Among other questions, moderator Stephanie Williams asked how publishers can best support the type of work that Hannah-Jones and others are doing. Hannah-Jones’ advice was to “trust people coming from the experience.” White people don’t have to worry about all the people that come after, she said, putting them in a different position. Encouraging publishers to take chances on Black and Brown writers, she said that the predominantly white editors and publishers need to let go of some of their power as well as empowering Black and Brown editors, citing circumstances when Black authors chose not to publish if no one who is Black and has decision-making authority was on the editorial team. In wrapping up, Hannah-Jones shared a comment that I, for one, will not forget soon: “The only thing that I could control in my career is my own excellence.”

The two-week-long AUPresses conference was perfectly bookended with a closing plenary on “Cripping Literature: Disability Justice Writers Destroying and Remaking the Literary World As We Know It,” moderated by Duke University Press Journals and Collections Marketing Manager Jocelyn Dawson. Guernica writer and co-publisher Lisa Factora-Borchers introduced featured speaker Leah Lakshmi Piepzna-Samarasinha, an award-winning author, cultural worker, and educator who is disabled and femme (and uses she/they pronouns). She spoke compellingly about experiences with disability justice and strategies for better incorporating inclusive practices.

Disability justice is being in the body you have, and Piepzna-Samarasinha demonstrated this by inviting the audience to do what they needed to do during the talk—whether that was get up and stretch, or use the restroom—without waiting for permission. They named two colleagues who died before their books were out, and called on the publishing industry to center disabled lives and disabled literature, and in the process, change the world. In that transformed world, those people would have had their books in print while they were still alive, because they could have overcome the challenges of multi-marginalized identities that sometimes create hurdles in getting projects accepted, revised, and produced.

Piepzna-Samarasinha then invited attendees to close their eyes and picture who they think of when they imagine disabled writers and literature. How many of the listeners actually knew any disabled writers or their works? She acknowledged that many people may only think of her, or perhaps of mostly white disability studies scholars, or they may be wondering if a certain identity counts as “disabled.” There are few formal classes that focus on disabled literature, and the disabilities of some well-known authors aren’t always recognized. Poet Audrey Lorde, she pointed out, was born blind and died of cancer. Piepzna-Samarasinha gave a fantastic genealogy of writers who were or are disabled, and often queer and of color as well. Being aware of this rich literature can help publishers recognize and support disabled authors and their readers, too. If we realize that disabled people make up between 20% and 40% of the world’s population at any one time, and we’ve just had a global disability event with the COVID pandemic, “crip realities are something that almost everyone is dealing with.” The market is substantial.

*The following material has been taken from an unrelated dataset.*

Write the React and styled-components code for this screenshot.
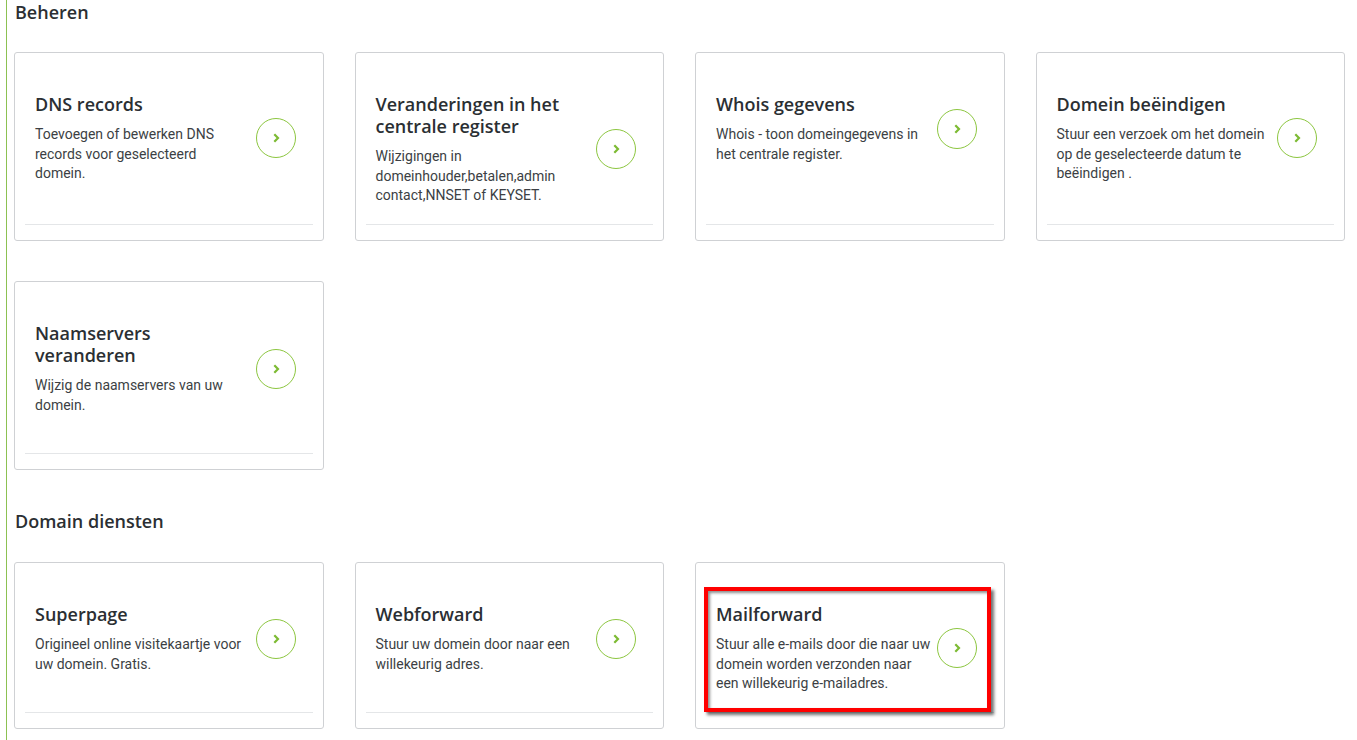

Piepzna-Samarasinha shared several experiences to show how publishers can do better, reminding us that “it is all the small choices that change the cultural product that comes out.” For instance, editors should keep in mind that "my everyone is not your everyone" in identifying viable projects and coaching authors. Publishers should strive to use inclusive BISAC codes, for instance choosing a disability code instead of health. A cripped out publishing industry would include an author questionnaire that asks what an author’s access needs are, would be flexible in its editing processes to ensure the author can participate fully (for example, using Google Docs versus Word for copyedited files), and generally be open to small changes that can make a big difference. These tactics would help overcome ableism by normalizing accommodation for everyone’s comfort—‟accessibility” may turn out to be easier for us all.